Juste après l’abdication d’Eltsine, un journal américain écrit: 'Il y a quelques années, la démission d’Eltsine aurait choqué et alarmé Washington. Aujourd’hui, l’ambiance est plutôt au soulagement.'5 Dans le secteur de l’énergie, les investisseurs américains sont même enthousiastes: 'C’est une bonne nouvelle pour les investisseurs car ils sont favorables à ce Poutine pragmatique. Cela met un terme à notre incertitude. Le marché des actions a fait un bond de 25 % quand il a gagné les élections parlementaires, et c’est un deuxième bond en avant.'6 Madeleine Allbright, secrétaire d’Etat américaine aux Affaires étrangères, définit elle Poutine comme 'une personne pouvant réaliser quelque chose'7.

Clinton et Allbright protestent bien contre la guerre en Tchétchénie, mais ils sont conscients que leurs intérêts au Kremlin ne peuvent être mieux servis que par Poutine. La manière dont celui-ci mène la guerre est en effet la meilleure pour la perdre. Il admet des observateurs en Tchétchénie qui préparent le terrain pour des interventions depuis l’Occident. Il se garde bien de s’en prendre aux mercenaires en chef, Basaev et Chatab. Mais n’hésite pas à bombarder la population des villages.

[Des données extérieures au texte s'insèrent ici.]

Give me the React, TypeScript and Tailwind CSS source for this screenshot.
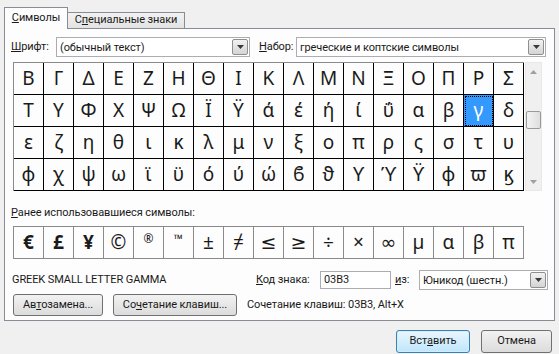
import React from 'react'

const rows: string[][] = [
	['Β', 'Γ', 'Δ', 'Ε', 'Ζ', 'Η', 'Θ', 'Ι', 'Κ', 'Λ', 'Μ', 'Ν', 'Ξ', 'Ο', 'Π', 'Ρ', 'Σ'],
	['Τ', 'Υ', 'Φ', 'Χ', 'Ψ', 'Ω', 'Ϊ', 'Ϋ', 'ά', 'έ', 'ή', 'ί', 'ΰ', 'α', 'β', 'γ', 'δ'],
	['ε', 'ζ', 'η', 'θ', 'ι', 'κ', 'λ', 'μ', 'ν', 'ξ', 'ο', 'π', 'ρ', 'ς', 'σ', 'τ', 'υ'],
	['φ', 'χ', 'ψ', 'ω', 'ϊ', 'ϋ', 'ό', 'ύ', 'ώ', 'ϐ', 'ϑ', 'ϒ', 'ϓ', 'ϔ', 'ϕ', 'ϖ', 'ϗ']
]

const recent = ['€', '£', '¥', '©', '®', '™', '±', '≠', '≤', '≥', '÷', '×', '∞', 'µ', 'α', 'β', 'π']

const ui = "font-['Roboto','Noto_Sans',sans-serif] text-[11px] tracking-[-0.1px] text-[#1a1a1a]"
const glyph = "font-['Noto_Sans','DejaVu_Sans',sans-serif] tracking-normal"

function DropButton() {
	return (
		<div className="w-[16px] h-[16px] mr-px flex items-center justify-center border border-[#8e8f8f] rounded-[2px] bg-gradient-to-b from-[#f2f2f2] to-[#d4d4d4]">
			<svg width="7" height="4" viewBox="0 0 7 4">
				<path d="M0 0 L7 0 L3.5 4 Z" fill="#3a3a3a" />
			</svg>
		</div>
	)
}

function Select({ value, className }: { value: string; className: string }) {
	return (
		<div className={`h-[20px] flex items-center justify-between border border-[#abadb3] bg-white pl-[3px] ${className}`}>
			<span className="leading-none whitespace-nowrap">{value}</span>
			<DropButton />
		</div>
	)
}

function Btn({ children, className = '' }: { children: React.ReactNode; className?: string }) {
	return (
		<div
			className={`h-[22px] flex items-center justify-center rounded-[3px] border border-[#707070] bg-gradient-to-b from-[#f2f2f2] to-[#dcdcdc] ${className}`}
		>
			{children}
		</div>
	)
}

export default function App() {
	return (
		<div className={`w-[559px] h-[354px] bg-[#f0f0f0] overflow-hidden ${ui}`}>
			{/* tabs */}
			<div className="flex items-end h-[28px] pl-[4px]">
				<div className="relative z-10 -mb-px w-[64px] h-[22px] border border-b-0 border-[#898c95] bg-[#fdfdfd] flex items-center justify-center pb-[1px]">
					<span>
						<span className="underline">С</span>имволы
					</span>
				</div>
				<div className="w-[117px] h-[16px] border border-l-0 border-b-0 border-[#898c95] bg-gradient-to-b from-[#f2f2f2] to-[#e3e3e3] flex items-center justify-center">
					<span>
						С<span className="underline">п</span>ециальные знаки
					</span>
				</div>
			</div>

			{/* panel */}
			<div className="ml-[4px] w-[551px] h-[293px] border border-[#898c95] bg-[#fdfdfd] pl-[6px] pt-[8px]">
				<div className="flex items-center h-[20px]">
					<span className="w-[45px] whitespace-nowrap">
						<span className="underline">Ш</span>рифт:
					</span>
					<Select value="(обычный текст)" className="w-[194px]" />
					<span className="ml-[9px] w-[37px] whitespace-nowrap">
						<span className="underline">Н</span>абор:
					</span>
					<Select value="греческие и коптские символы" className="w-[250px]" />
				</div>

				{/* symbol grid */}
				<div className="flex mt-[5px] ml-[2px]">
					<div className="border-l border-t border-[#8a8a8a]">
						{rows.map((row, r) => (
							<div key={r} className="flex">
								{row.map((ch, c) => {
									const sel = r === 1 && c === 15
									return (
										<div
											key={c}
											className={`w-[30px] h-[32px] border-r border-b border-black flex items-center justify-center ${glyph} text-[19px] leading-none ${
												sel ? 'bg-[#3399ff] text-white outline outline-1 outline-dotted outline-black -outline-offset-2' : ''
											}`}
										>
											{ch}
										</div>
									)
								})}
							</div>
						))}
					</div>
					<div className="ml-px w-[17px] h-[129px] bg-[#f0f0f0] border border-[#e8e8e8] flex flex-col items-center">
						<div className="h-[17px] flex items-center justify-center">
							<svg width="7" height="4" viewBox="0 0 7 4">
								<path d="M0 4 L7 4 L3.5 0 Z" fill="#a0a0a0" />
							</svg>
						</div>
						<div className="mt-[31px] w-[15px] h-[18px] rounded-[2px] border border-[#9a9a9a] bg-gradient-to-r from-[#f4f4f4] to-[#dedede]" />
						<div className="mt-auto h-[17px] flex items-center justify-center">
							<svg width="7" height="4" viewBox="0 0 7 4">
								<path d="M0 0 L7 0 L3.5 4 Z" fill="#a0a0a0" />
							</svg>
						</div>
					</div>
				</div>

				<div className="mt-[14px] h-[16px] leading-[16px]">
					<span className="underline">Р</span>анее использовавшиеся символы:
				</div>

				{/* recent */}
				<div className="mt-[5px] ml-[2px] flex w-fit border-l border-t border-[#8a8a8a]">
					{recent.map((ch, i) => (
						<div
							key={i}
							className={`w-[30px] h-[32px] border-r border-b border-[#8a8a8a] flex items-center justify-center ${glyph} leading-none ${
								ch === '®' || ch === '™' ? 'text-[12px] pb-[8px]' : 'text-[19px]'
							} ${i < 3 ? 'font-bold' : ''}`}
						>
							{ch}
						</div>
					))}
				</div>

				<div className="mt-[12px] flex items-center h-[18px]">
					<span className="w-[245px] pl-px">GREEK SMALL LETTER GAMMA</span>
					<span className="w-[64px] whitespace-nowrap">
						<span className="underline">К</span>од знака:
					</span>
					<div className="w-[71px] h-[18px] border border-[#abadb3] bg-white pl-[3px] flex items-center">03B3</div>
					<span className="ml-[4px] w-[24px]">
						<span className="underline">и</span>з:
					</span>
					<Select value="Юникод (шестн.)" className="w-[129px] h-[19px]" />
				</div>

				<div className="mt-[5px] flex items-center">
					<Btn className="ml-[2px] w-[90px]">
						<span>
							Ав<span className="underline">т</span>озамена...
						</span>
					</Btn>
					<Btn className="ml-[10px] w-[124px]">
						<span>
							Со<span className="underline">ч</span>етание клавиш...
						</span>
					</Btn>
					<span className="ml-[10px]">Сочетание клавиш: 03B3, Alt+X</span>
				</div>
			</div>

			{/* dialog buttons */}
			<div className="flex justify-end pr-[7px] mt-[9px] gap-[11px]">
				<div className="w-[74px] h-[23px] flex items-center justify-center rounded-[3px] border border-[#3c7fb1] bg-gradient-to-b from-[#eaf6fd] to-[#bee6fd] shadow-[inset_0_0_0_1px_#d0eefd]">
					<span>
						Вст<span className="underline">а</span>вить
					</span>
				</div>
				<div className="w-[71px] h-[23px] flex items-center justify-center rounded-[3px] border border-[#707070] bg-gradient-to-b from-[#f2f2f2] to-[#dcdcdc]">
					Отмена
				</div>
			</div>
		</div>
	)
}
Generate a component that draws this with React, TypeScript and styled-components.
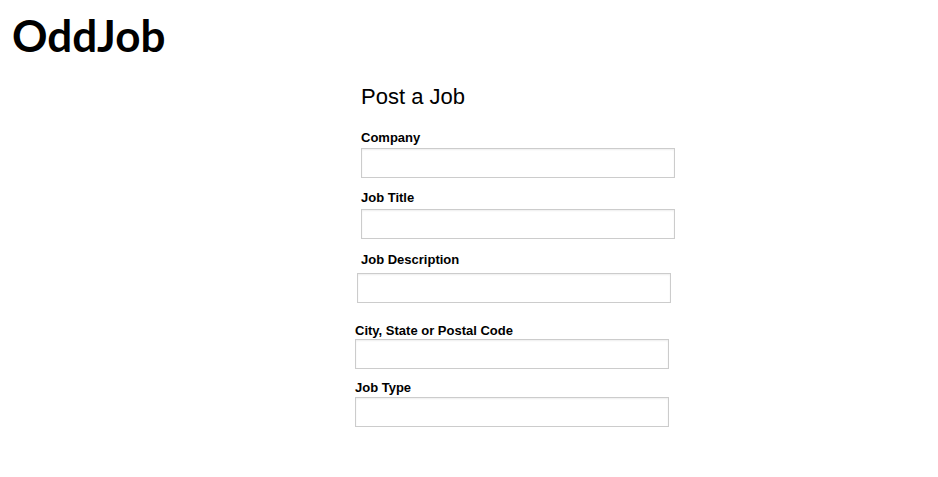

Le président de l’Ingouchie, région voisine de la Tchétchénie, a la formule suivante: 'S’il y a des terroristes dans une maison, pourquoi détruis-tu alors toute la maison? Lorsque les réfugiés tchétchènes reviendront, ils ne le pardonneront jamais. Combien de temps encore l’armée russe pourra-t-elle payer une telle campagne? C’est la voie directe pour perdre tout le Caucase'.8

1 Berliner Zeitung, cité dans Le Soir, 11 janvier 2000. • 2 Cambridge, Massachussets, 31 décembre 1999. • 3 De Standaard, 3 janvier 2000. • 4 Newsline, 2 juillet 1999 et ORT-tv-nouvelles, 3 juillet 1999. • 5 Los Angeles Times, 1 janvier 2000. • 6 Cambridge, Massachussets, 31 décembre 1999. • 7 AP, Washington, 31 décembre 1999. • 8 Pratislava’s Pravda, 28 décembre 1999.